Wednesday, September 6, 2023

A Harvest of Delight

Two or three times a day, they'll walk by the front of my house.  Different groups, but also the same.

A dad, his tiny daughter on his shoulders.  A mother and grandmother, three kids bundled into a wagon.  A mom, her little boy relaxed in a small folding stroller.

And when they pass the plot of sunflowers I've planted for years by the sidewalk, they'll stop.  It's a riot of life at this point in the season, dozens and dozens of flowers catching the light of our yellow star, perched above a dense thicket of stalks and tall grasses.  

Words will be exchanged, as the sun-golden blossoms peer down at them.  The children get out of strollers, or come down from shoulders.  The adults will point.  The little ones will look up.  From my window, I see them talking.

Grownups and small ones, talking and smiling, marveling at the absurdity of these impossible flowers, flowers taller than Mommy, taller than Daddy, beaming down in anthropomorphic beneficence.
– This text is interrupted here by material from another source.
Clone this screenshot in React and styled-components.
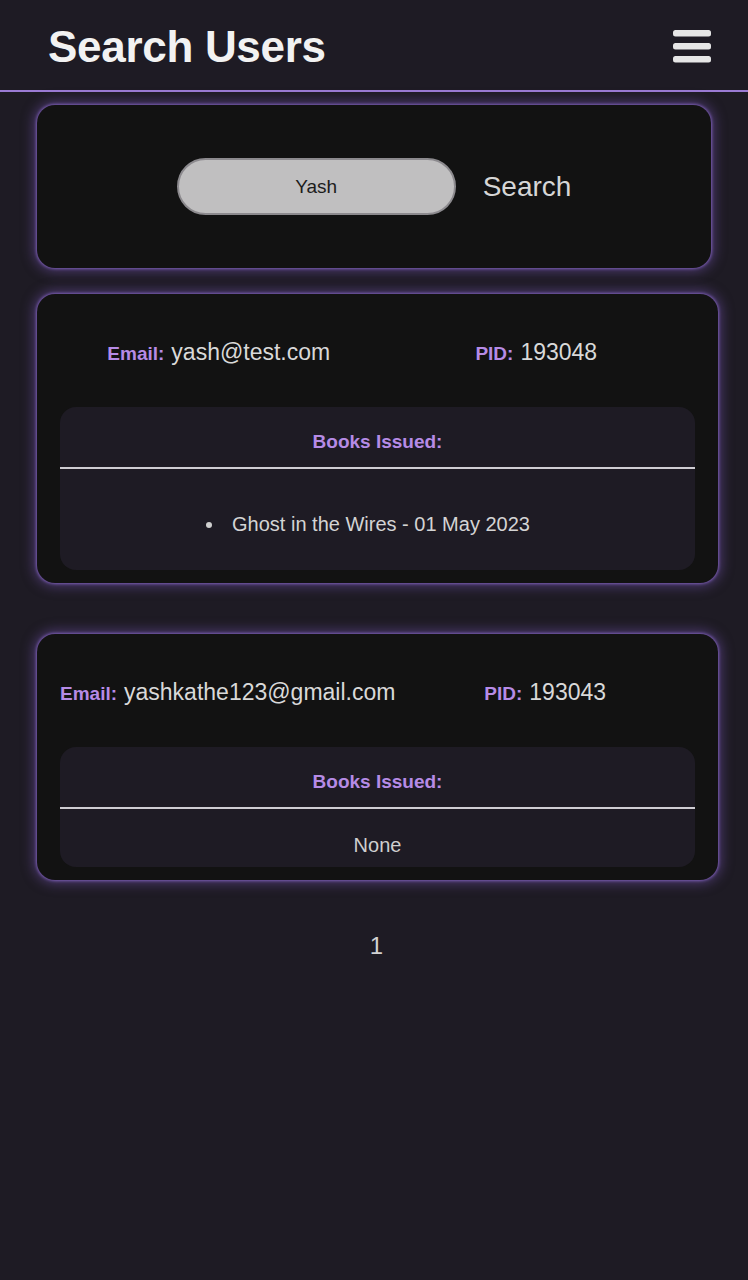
import React from "react";
import styled, { createGlobalStyle } from "styled-components";

const GlobalStyle = createGlobalStyle`
  html, body {
    margin: 0;
    padding: 0;
    background-color: #1e1b24;
    font-family: "Liberation Sans", Arial, sans-serif;
  }
`;

const Page = styled.div`
  min-height: 1280px;
  background-color: #1e1b24;
`;

const Header = styled.header`
  display: flex;
  align-items: center;
  justify-content: space-between;

  height: 90px;
  padding: 0 37px 0 48px;
  border-bottom: 2px solid #9b7bd4;
`;

const Title = styled.h1`
  margin: 4px 0 0 0;
  font-size: 44px;
  font-weight: 700;
  color: #f2f2f2;
  letter-spacing: -0.3px;
`;

const MenuButton = styled.button`
  display: flex;
  padding: 0;
  margin-top: 2px;
  border: none;
  background: transparent;
  cursor: pointer;
`;

const Main = styled.main`
  display: flex;
  flex-direction: column;
  padding: 13px 30px 0 37px;
`;

const glow = `
  box-shadow: 0 0 3px 1px rgba(128, 96, 186, 0.9),
    0 0 12px 4px rgba(112, 82, 170, 0.5);
`;

const SearchCard = styled.section`
  display: flex;
  align-items: center;
  justify-content: center;
  gap: 27px;

  height: 163px;
  margin-right: 7px;
  border-radius: 18px;
  background-color: #121212;
  ${glow}
`;

const SearchInput = styled.input`
  box-sizing: border-box;
  width: 279px;
  height: 57px;
  padding: 0 20px;

  border: 2px solid #8c8a8e;
  border-radius: 30px;
  background-color: #c0bfc0;

  font-family: "Liberation Sans", Arial, sans-serif;
  font-size: 19px;
  text-align: center;
  color: #1c1c1c;
  outline: none;
`;

const SearchButton = styled.button`
  padding: 0;
  border: none;
  background: transparent;
  cursor: pointer;

  font-family: "Liberation Sans", Arial, sans-serif;
  font-size: 28px;
  color: #d6d6d6;
`;

const UserCard = styled.article`
  margin-top: ${(p) => p.$top}px;
  padding: 14px 23px 13px;
  border-radius: 18px;
  background-color: #121212;
  ${glow}
`;

const InfoRow = styled.div`
  display: flex;
  margin: 31px 0 41px;
`;

const InfoItem = styled.div`
  flex: 1;
  display: flex;
  justify-content: center;
  align-items: baseline;
  gap: 7px;
  white-space: nowrap;
`;

const Label = styled.span`
  font-size: 19px;
  font-weight: 700;
  color: #b68be6;
`;

const Value = styled.span`
  font-size: 23px;
  color: #d9d9d9;
`;

const BooksBox = styled.div`
  border-radius: 16px;
  background-color: #1e1b24;
  text-align: center;
`;

const BooksHeading = styled.h4`
  margin: 0;
  padding: 24px 0 14px;
  border-bottom: 2px solid #cfcdd3;

  font-size: 19px;
  font-weight: 700;
  color: #b68be6;
`;

const BookList = styled.ul`
  display: flex;
  flex-direction: column;
  align-items: center;
  margin: 0;
  padding: 44px 0 35px;
  list-style: disc outside;
`;

const BookItem = styled.li`
  padding-left: 7px;
  font-size: 20px;
  line-height: 22px;
  color: #d4d4d4;

  &::marker {
    color: #cfcfcf;
  }
`;

const EmptyText = styled.p`
  margin: 0;
  padding: 25px 0 11px;
  font-size: 20px;
  line-height: 22px;
  color: #cfcfcf;
`;

const Pagination = styled.div`
  display: flex;
  justify-content: center;
  margin-top: 52px;
  padding-right: 2px;

  font-size: 24px;
  color: #d2d2d2;
`;

const users = [
  {
    email: "yash@test.com",
    pid: "193048",
    books: ["Ghost in the Wires - 01 May 2023"],
    top: 26,
  },
  {
    email: "yashkathe123@gmail.com",
    pid: "193043",
    books: [],
    top: 51,
  },
];

const MenuIcon = () => (
  <svg width="38" height="33" viewBox="0 0 38 33">
    <rect x="0" y="0" width="38" height="6.5" rx="2.5" fill="#e6e6e6" />
    <rect x="0" y="13" width="38" height="6.5" rx="2.5" fill="#e6e6e6" />
    <rect x="0" y="26" width="38" height="6.5" rx="2.5" fill="#e6e6e6" />
  </svg>
);

const App = () => {
  return (
    <Page>
      <GlobalStyle />
      <Header>
        <Title>Search Users</Title>
        <MenuButton aria-label="menu">
          <MenuIcon />
        </MenuButton>
      </Header>
      <Main>
        <SearchCard>
          <SearchInput defaultValue="Yash" />
          <SearchButton>Search</SearchButton>
        </SearchCard>

        {users.map((user) => (
          <UserCard key={user.pid} $top={user.top}>
            <InfoRow>
              <InfoItem>
                <Label>Email:</Label>
                <Value>{user.email}</Value>
              </InfoItem>
              <InfoItem>
                <Label>PID:</Label>
                <Value>{user.pid}</Value>
              </InfoItem>
            </InfoRow>
            <BooksBox>
              <BooksHeading>Books Issued:</BooksHeading>
              {user.books.length ? (
                <BookList>
                  {user.books.map((book) => (
                    <BookItem key={book}>{book}</BookItem>
                  ))}
                </BookList>
              ) : (
                <EmptyText>None</EmptyText>
              )}
            </BooksBox>
          </UserCard>
        ))}

        <Pagination>1</Pagination>
      </Main>
    </Page>
  );
};

export default App;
I grow sunflowers for many reasons.  They're a beacon for pollinators, bright as a mountaintop signal fire, summoning and feeding the insects that will then collaterally pollinate my crop veggies.  They're perfect natural birdfeeders, drawing flickers and goldfinches.  They seedsave so very easily.

But perhaps my favorite part of growing them is that simple harvest of delight, those little faces looking up in wonder, the older faces looking down in pleasure at the joy of their children.

What better crop could one ask from a garden?